Publicado originalmente no MSN Notícias
Do Expresso
Voluntariam-se para prestar assistência aos feridos, lançam balões e papagaios de papel com as cores da Palestina, fazem pão para matar a fome a quem esgota o corpo a “dar luta” a um dos exércitos mais poderosos do mundo, aproximam-se corajosamente da fronteira para gritar a sua revolta contra a ocupação israelita que transformou o território onde vivem num gueto de onde é difícil sair.
São as mulheres da Faixa de Gaza que, por estes dias, passam grande parte do tempo “em serviço” junto à fronteira com Israel para lembrar, a Telavive e ao mundo, que há algo em dívida para com os palestinianos — o direito do regresso às terras que já foram suas.
“Se queremos alguma coisa, o melhor é fazermos barulho. E quando aquilo que queremos é a nossa terra? O nosso direito? É por essa razão que participo na Grande Marcha do Regresso”, diz ao Expresso Samah, uma palestiniana de 26 anos. “Tenho conhecimentos na área de primeiros socorros, o que me permite ajudar os feridos. Saio de casa às oito horas da manhã e regresso às sete da tarde.”
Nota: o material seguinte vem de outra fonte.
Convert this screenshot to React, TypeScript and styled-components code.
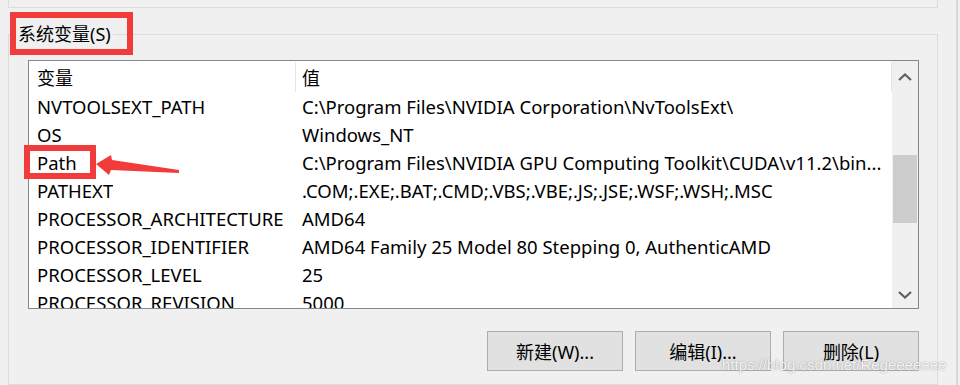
import React from "react";
import styled, { createGlobalStyle } from "styled-components";

const GlobalStyle = createGlobalStyle`
  html, body {
    margin: 0;
    padding: 0;
    background: #f0f0f0;
  }
  body {
    font-family: "Noto Sans", "Noto Sans CJK SC", sans-serif;
    color: #000;
  }
`;

const Window = styled.div`
  position: relative;
  width: 960px;
  height: 385px;
  overflow: hidden;
  background: #f0f0f0;
  box-sizing: border-box;
  padding-left: 8px;
  display: flex;
  flex-direction: column;
`;

const EdgeLine = styled.div`
  position: absolute;
  top: 0;
  bottom: 0;
  left: 956px;
  width: 2px;
  background: #d9d9d9;
`;

const TopGroup = styled.div`
  width: 930px;
  height: 8px;
  box-sizing: border-box;
  border: 1px solid #dcdcdc;
  border-top: none;
`;

const Group = styled.fieldset`
  margin: 15px 0 0 0;
  padding: 0;
  width: 930px;
  box-sizing: border-box;
  border: 1px solid #dcdcdc;
  min-width: 0;
  flex: 1;
`;

const Legend = styled.legend`
  margin-left: 7px;
  padding: 0 2px;
  font-size: 18px;
  line-height: 22px;
  font-family: "Noto Sans", "Noto Sans CJK SC", sans-serif;
`;

const ListBox = styled.div`
  margin: 15px 0 0 19px;
  width: 891px;
  height: 249px;
  box-sizing: border-box;
  border: 1px solid #828790;
  background: #fff;
  display: flex;
`;

const Table = styled.div`
  width: 863px;
  overflow: hidden;
  font-size: 18.5px;
`;

const Row = styled.div<{ $header?: boolean }>`
  display: grid;
  grid-template-columns: 267px 596px;
  height: ${(p) => (p.$header ? 31 : 28)}px;
  align-items: center;
`;

const Cell = styled.div<{ $header?: boolean; $value?: boolean }>`
  box-sizing: border-box;
  height: ${(p) => (p.$header ? "30px" : "100%")};
  margin-top: ${(p) => (p.$header ? "1px" : "0")};
  display: flex;
  align-items: center;
  padding-left: ${(p) => (p.$value ? 6 : 8)}px;
  padding-right: 8px;
  white-space: nowrap;
  overflow: hidden;
  font-size: ${(p) => (p.$header ? "18px" : "inherit")};
  border-right: ${(p) => (p.$header ? "1px solid #e5e5e5" : "none")};
`;

const CellText = styled.span`
  overflow: hidden;
  text-overflow: ellipsis;
`;

const Scrollbar = styled.div`
  width: 26px;
  background: #f0f0f0;
  display: flex;
  flex-direction: column;
`;

const ArrowBtn = styled.div<{ $h: number }>`
  height: ${(p) => p.$h}px;
  display: flex;
  align-items: center;
  justify-content: center;
`;

const Track = styled.div`
  flex: 1;
`;

const Thumb = styled.div`
  margin-top: 62px;
  margin-left: 1px;
  width: 24px;
  height: 68px;
  background: #cdcdcd;
`;

const ButtonRow = styled.div`
  margin: 22px 0 0 19px;
  width: 891px;
  display: flex;
  justify-content: flex-end;
  gap: 12px;
`;

const Button = styled.button`
  width: 136px;
  height: 40px;
  box-sizing: border-box;
  border: 1px solid #adadad;
  background: #e1e1e1;
  font-family: "Noto Sans", "Noto Sans CJK SC", sans-serif;
  font-size: 18px;
  color: #000;
  padding: 0;
`;

const RedBox = styled.div<{ $x: number; $y: number; $w: number; $h: number }>`
  position: absolute;
  left: ${(p) => p.$x}px;
  top: ${(p) => p.$y}px;
  width: ${(p) => p.$w}px;
  height: ${(p) => p.$h}px;
  box-sizing: border-box;
  border: 6px solid #f23c3c;
`;

const ArrowSvg = styled.svg`
  position: absolute;
  left: 0;
  top: 0;
`;

const Watermark = styled.div`
  position: absolute;
  left: 722px;
  top: 356px;
  font-family: "Liberation Sans", Arial, sans-serif;
  font-size: 15px;
  color: rgba(255, 255, 255, 0.9);
  text-shadow: 0 0 1px rgba(120, 120, 120, 0.6), 0 0 2px rgba(160, 160, 160, 0.5);
  white-space: nowrap;
`;

const rows: [string, string][] = [
  ["NVTOOLSEXT_PATH", "C:\\Program Files\\NVIDIA Corporation\\NvToolsExt\\"],
  ["OS", "Windows_NT"],
  ["Path", "C:\\Program Files\\NVIDIA GPU Computing Toolkit\\CUDA\\v11.2\\bin..."],
  ["PATHEXT", ".COM;.EXE;.BAT;.CMD;.VBS;.VBE;.JS;.JSE;.WSF;.WSH;.MSC"],
  ["PROCESSOR_ARCHITECTURE", "AMD64"],
  ["PROCESSOR_IDENTIFIER", "AMD64 Family 25 Model 80 Stepping 0, AuthenticAMD"],
  ["PROCESSOR_LEVEL", "25"],
  ["PROCESSOR_REVISION", "5000"],
];

const Chevron = ({ up }: { up?: boolean }) => (
  <svg width="14" height="8" viewBox="0 0 14 8">
    <polyline
      points={up ? "1,7 7,1.5 13,7" : "1,1 7,6.5 13,1"}
      fill="none"
      stroke="#606060"
      strokeWidth="2.2"
    />
  </svg>
);

export default function App() {
  return (
    <>
      <GlobalStyle />
      <Window>
        <TopGroup />
        <Group>
          <Legend>系统变量(S)</Legend>
          <ListBox>
            <Table>
              <Row $header>
                <Cell $header>变量</Cell>
                <Cell $header $value>值</Cell>
              </Row>
              {rows.map(([name, value]) => (
                <Row key={name}>
                  <Cell>
                    <CellText>{name}</CellText>
                  </Cell>
                  <Cell $value>
                    <CellText>{value}</CellText>
                  </Cell>
                </Row>
              ))}
            </Table>
            <Scrollbar>
              <ArrowBtn $h={32}>
                <Chevron up />
              </ArrowBtn>
              <Track>
                <Thumb />
              </Track>
              <ArrowBtn $h={26}>
                <Chevron />
              </ArrowBtn>
            </Scrollbar>
          </ListBox>
          <ButtonRow>
            <Button>新建(W)...</Button>
            <Button>编辑(I)...</Button>
            <Button>删除(L)</Button>
          </ButtonRow>
        </Group>
        <EdgeLine />
        <RedBox $x={10} $y={12} $w={123} $h={43} />
        <RedBox $x={24} $y={145} $w={72} $h={34} />
        <ArrowSvg width="200" height="200" viewBox="0 0 200 200">
          <polygon
            points="96,164 111,155 112,160 179,170 179,173 111,170 109,175"
            fill="#f23c3c"
          />
        </ArrowSvg>
        <Watermark>https://blog.csdn.net/Regeeeeeee</Watermark>
      </Window>
    </>
  );
}
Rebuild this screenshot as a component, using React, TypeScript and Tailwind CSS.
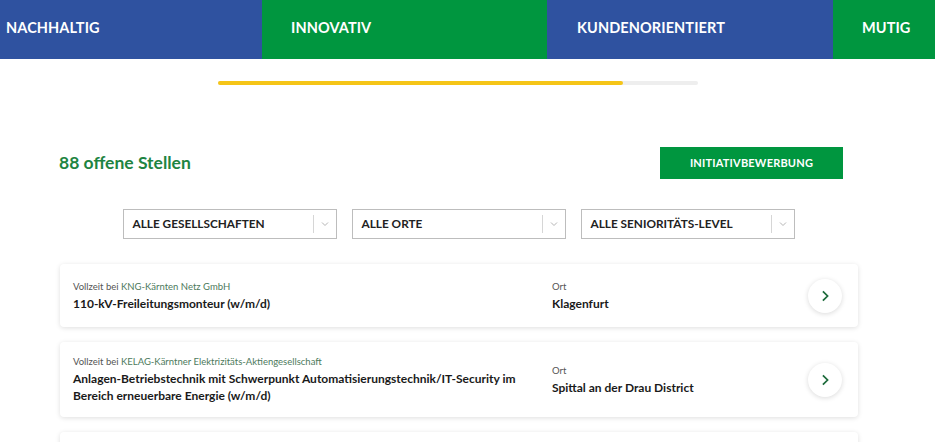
import React from 'react';

const values = [
  { label: 'NACHHALTIG', bg: 'bg-[#2f52a0]', w: 'w-[262px]', pl: 'pl-[6px]' },
  { label: 'INNOVATIV', bg: 'bg-[#00963f]', w: 'w-[285px]', pl: 'pl-[29px]' },
  { label: 'KUNDENORIENTIERT', bg: 'bg-[#2f52a0]', w: 'w-[286px]', pl: 'pl-[30px]' },
  { label: 'MUTIG', bg: 'bg-[#00963f]', w: 'w-[102px]', pl: 'pl-[29px]' },
];

const filters = ['ALLE GESELLSCHAFTEN', 'ALLE ORTE', 'ALLE SENIORITÄTS-LEVEL'];

const jobs = [
  {
    company: 'KNG-Kärnten Netz GmbH',
    title: '110-kV-Freileitungsmonteur (w/m/d)',
    ort: 'Klagenfurt',
  },
  {
    company: 'KELAG-Kärntner Elektrizitäts-Aktiengesellschaft',
    title: 'Anlagen-Betriebstechnik mit Schwerpunkt Automatisierungstechnik/IT-Security im Bereich erneuerbare Energie (w/m/d)',
    ort: 'Spittal an der Drau District',
  },
];

const Chevron = ({ className }: { className?: string }) => (
  <svg viewBox="0 0 12 12" className={className} fill="none" stroke="currentColor">
    <path d="M3 4.5l3 3 3-3" strokeWidth="1" />
  </svg>
);

export default function App() {
  return (
    <div className="w-[935px] h-[442px] overflow-hidden bg-white font-['Lato','Liberation_Sans',sans-serif]">
      {/* Werte-Leiste */}
      <div className="flex h-[59px]">
        {values.map((v) => (
          <div
            key={v.label}
            className={`${v.bg} ${v.w} ${v.pl} shrink-0 flex items-center pb-[4px] text-white font-bold text-[14.5px] tracking-[0.1px]`}
          >
            {v.label}
          </div>
        ))}
      </div>

      <div className="flex justify-start pl-[218px] pt-[22px]">
        <div className="w-[480px] h-[4px] rounded-full bg-[#eeeeee]">
          <div className="w-[405px] h-[4px] rounded-full bg-[#f5c518]" />
        </div>
      </div>

      <div className="ml-[60px] w-[798px]">
        <div className="flex items-center justify-between mt-[62px] pr-[15px]">
          <h2 className="text-[#1e8442] font-bold text-[17.5px] -ml-[1px]">88 offene Stellen</h2>
          <button className="w-[183px] h-[32px] bg-[#00963f] text-white font-bold text-[11px] tracking-[0.2px]">
            INITIATIVBEWERBUNG
          </button>
        </div>

        <div className="flex justify-center gap-[15px] mt-[30px] pr-[1px]">
          {filters.map((f) => (
            <div
              key={f}
              className="w-[214px] h-[30px] border border-[#bdbdbd] flex items-center pl-[9px] text-[11.8px] font-bold text-[#222]"
            >
              <span className="flex-1">{f}</span>
              <span className="w-px h-[18px] bg-[#d6d6d6]" />
              <Chevron className="w-[12px] h-[12px] text-[#b5b5b5] mx-[5px]" />
            </div>
          ))}
        </div>

        <div className="flex flex-col gap-[15px] mt-[25px]">
          {jobs.map((j, i) => (
            <div
              key={i}
              className="bg-white rounded-[4px] shadow-[0_1px_5px_rgba(0,0,0,0.13)] flex items-center pl-[13px] pr-[16px] py-[13px] min-h-[63px]"
            >
              <div className="w-[479px] pr-[20px] text-[#1a1a1a]">
                <div className="text-[9.5px] leading-[14px] text-[#555]">
                  Vollzeit bei <span className="text-[#4d7a5c]">{j.company}</span>
                </div>
                <div className="text-[12px] font-bold leading-[17px] mt-[1px]">{j.title}</div>
              </div>
              <div className="flex-1 text-[#1a1a1a]">
                <div className="text-[9.5px] leading-[14px] text-[#555]">Ort</div>
                <div className="text-[12px] font-bold leading-[17px] mt-[1px]">{j.ort}</div>
              </div>
              <div className="w-[34px] h-[34px] rounded-full bg-white shadow-[0_1px_5px_rgba(0,0,0,0.15)] flex items-center justify-center">
                <svg viewBox="0 0 12 12" className="w-[14px] h-[14px] text-[#1d6b3b]" fill="none" stroke="currentColor">
                  <path d="M4.2 2l4 4-4 4" strokeWidth="1.5" />
                </svg>
              </div>
            </div>
          ))}
          {/* nächste Karte, nur oberer Rand sichtbar */}
          <div className="bg-white rounded-[4px] shadow-[0_1px_5px_rgba(0,0,0,0.13)] h-[63px]" />
        </div>
      </div>
    </div>
  );
}
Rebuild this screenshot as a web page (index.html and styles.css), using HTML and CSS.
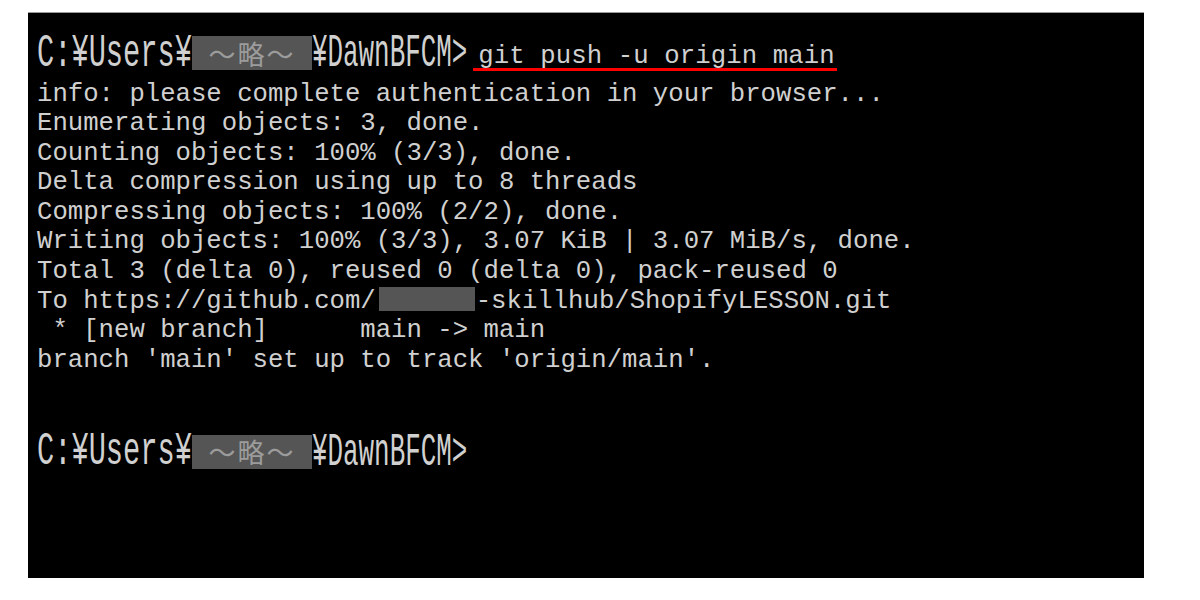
FILE: index.html
```html
<!DOCTYPE html>
<html lang="ja">
<head>
<meta charset="utf-8">
<title>git push</title>
<link rel="stylesheet" href="styles.css">
</head>
<body>
<div class="term">
  <div class="prompt">
    <span class="pbig pbig-a">C:¥Users¥</span><span class="redact">～略～</span><span class="pbig pbig-b">¥DawnBFCM&gt;</span><span class="cmd">git push -u origin main</span>
  </div>
  <div class="out">
    <div class="line">info: please complete authentication in your browser...</div>
    <div class="line">Enumerating objects: 3, done.</div>
    <div class="line">Counting objects: 100% (3/3), done.</div>
    <div class="line">Delta compression using up to 8 threads</div>
    <div class="line">Compressing objects: 100% (2/2), done.</div>
    <div class="line">Writing objects: 100% (3/3), 3.07 KiB | 3.07 MiB/s, done.</div>
    <div class="line">Total 3 (delta 0), reused 0 (delta 0), pack-reused 0</div>
    <div class="line">To https://github.com/<span class="mask"></span>-skillhub/ShopifyLESSON.git</div>
    <div class="line"> * [new branch]      main -&gt; main</div>
    <div class="line">branch 'main' set up to track 'origin/main'.</div>
    <div class="line"></div>
    <div class="line"></div>
  </div>
  <div class="prompt">
    <span class="pbig pbig-a">C:¥Users¥</span><span class="redact">～略～</span><span class="pbig pbig-b">¥DawnBFCM&gt;</span>
  </div>
</div>
</body>
</html>
```
FILE: styles.css
```css
html, body {
  margin: 0;
  padding: 0;
  background: #ffffff;
}

.term {
  box-sizing: border-box;
  margin: 12px 0 0 28px;
  width: 1116px;
  height: 566px;
  background: #000000;
  border-top: 1px solid #9a9a9a;
  padding: 23px 0 0 9px;
  color: #d0d0d0;
  font-family: "Liberation Mono", "DejaVu Sans Mono", monospace;
  font-size: 25.66px;
}

.prompt {
  display: flex;
  align-items: center;
  height: 34px;
}

.pbig {
  display: inline-block;
  line-height: 1;
  white-space: pre;
}

.pbig-a {
  font-size: 28.7px;
  transform: translateY(2px) scaleY(1.6);
}

.pbig-b {
  font-size: 25.9px;
  transform: translateY(2px) scaleY(1.76);
}

.redact {
  display: flex;
  align-items: center;
  justify-content: center;
  width: 120px;
  height: 34px;
  background: #555555;
  color: #9c9c9c;
  font-family: "Noto Sans CJK JP", sans-serif;
  font-size: 27px;
  letter-spacing: 2px;
}

.cmd {
  align-self: flex-start;
  display: inline-block;
  margin-top: 8.8px;
  margin-left: 6px;
  padding: 0 2px 0 5px;
  line-height: 23px;
  letter-spacing: 0.1px;
  white-space: pre;
  border-bottom: 3px solid #ff0000;
}

.out {
  margin-top: 9.5px;
}

.line {
  height: 29.6px;
  line-height: 29.6px;
  white-space: pre;
}

.mask {
  display: inline-block;
  vertical-align: top;
  width: 96px;
  height: 24px;
  margin: 0 1px 0 3px;
  background: #555555;
}
```
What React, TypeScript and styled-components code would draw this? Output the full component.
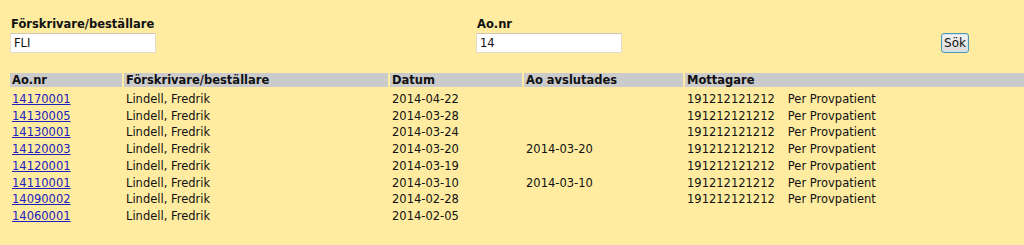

Na Faixa de Gaza, a vida está refém da falta de soluções para o conflito israelo-palestiniano. Em entrevista ao Expresso, o historiador israelita Ilan Pappé defendeu que “a guetização de Gaza é uma forma de apartheid” promovida por Israel, que aplica no território “políticas genocidas”.
Ocupada por Israel na Guerra dos Seis Dias (1967) e entregue à Autoridade Palestiniana após a retirada israelita, em 2005, a Faixa de Gaza viu a sua situação complicar-se após o Hamas tomar o poder pela força, em meados de 2006. A 25 de janeiro desse ano, os islamitas venceram as eleições legislativas palestinianas, mas viram o resultado não ser reconhecido nem pela rival Fatah, nem por Israel nem pela comunidade internacional. O golpe do Hamas motivou, então, um bloqueio às fronteiras do território onde, hoje, para se entrar e sair está-se dependente da boa vontade das autoridades israelitas e egípcias.
“As mulheres veem os seus filhos sem trabalho e ficam desesperadas. Então, participam muito nos protestos, talvez não a pensar nelas próprias mas na terra e nos filhos”, diz Samah. “As mulheres mais jovens também participam. Aqui, na Palestina, quando o assunto é a terra ninguém fica indiferente, seja-se homem ou mulher. Somos todos terra.”
Pressão psicológica de Israel sobre as mulheres
A 5 de abril passado, já com a Grande Marcha do Regresso nas ruas — começou a 30 de março e terminará esta terça-feira, 15 de maio —, Avichay Adraee, o porta-voz do Exército israelita, tentou falar ao coração dos setores mais conservadores de Gaza. Ao estilo de um fanático talibã, escreveu na sua conta em língua árabe no Twitter: “Uma boa mulher é a mulher honrada que se importa com o interesse da sua casa e dos seus filhos, sendo um bom exemplo para que eles a sigam. Quanto à mulher má e sem honra, essa não se importa com nada disso, age como uma selvagem que não tem nada a ver com a feminilidade e não se preocupa com o olhar de desprezo com que a sociedade a olha”.
Nesta como noutras guerras, a psicologia é uma arma e, com este “post”, o militar israelita, ironica e propositadamente, adotou o discurso do mais fundamentalista dos militantes do Hamas para tentar fechar as mulheres de Gaza em suas casas.
“Ser uma sociedade conservadora nunca foi um problema. Gaza pode continuar a ser uma sociedade conservadora mesmo que homens e mulheres, juntamente com os seus filhos, saiam de casa para participarem na Marcha”, diz Samah. “Ser ‘conservador’ não quer dizer ficar em casa e não participar em eventos. Nunca poderá significar que as mulheres não possam gritar pela verdade e que tenham de ficar de lado. Significa apenas saber comportar-se e respeitar a sua fé quando se está fora.”
Samah estudou Literatura na Universidade Islâmica de Gaza e fez formação na área da segurança e proteção. Hoje trabalha como tradutora e coloca os seus conhecimentos de socorrista ao serviço do seu ativismo pelo futuro da Palestina.
Entre as cerca de 50 pessoas mortas desde o início dos protestos — a maioria atingida a tiro por “snipers” israelitas posicionados do outro lado da fronteira — não consta nenhuma mulher. Mas muitas estão entre os milhares de feridos. “Houve apenas ferimentos ligeiros, nada de grave”, diz Samah. “Quando as mulheres participam, os homens estão sempre lá para as proteger.”